House of Hope of the Pee Dee CEO Jon Weiss Jr. stands before the future Hartsville resource center. (PDB2B photo by Greer Fujiwara)

He said his business had been flourishing and “from the outside I really looked like I had it all going on, but deep down I couldn't stand who I was.”

Weiss, 33, is CEO of House of Hope of the Pee Dee, a Christ-centered 501(c)(3) nonprofit that serves the needs of men, women and children facing homelessness. He recounts how childhood trauma had set him upon a road toward “dark vices.”

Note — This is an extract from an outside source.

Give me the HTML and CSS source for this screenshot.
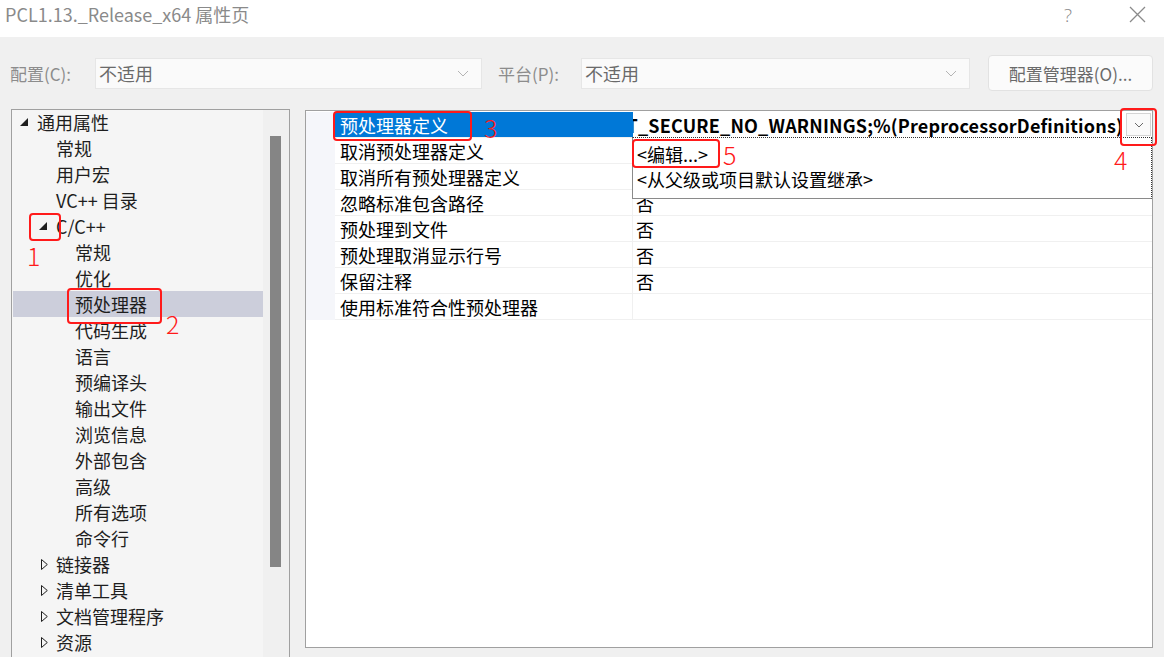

He said, "I lived with a chip on my shoulder for a long time, and I can say that God saved not just my life, but also the relationships around me, and I'm so grateful for that. I'm a perfect example of what the House of Hope does not only for our staff members, but what He has done for the people of this community."

He recalls his own epiphany having come when a friend had given him the book The Purpose Driven Life by Rick Warren. “The first line in that book says, ‘It’s not all about you,’” Weiss said, "and for the first time in my life, I was like, ‘Dang, nobody’s ever told me that.’ I had thought it was all about me.”

Weiss says that he had believed in God before 2022, “but I was not walking in relationship with Jesus ... I lived to please me above everybody else, and I think a lot of men do that nowadays. They live for instant satisfaction. They live for quick bursts and feeding their addictions, whether it be food, money, image, clothing ... all these different things.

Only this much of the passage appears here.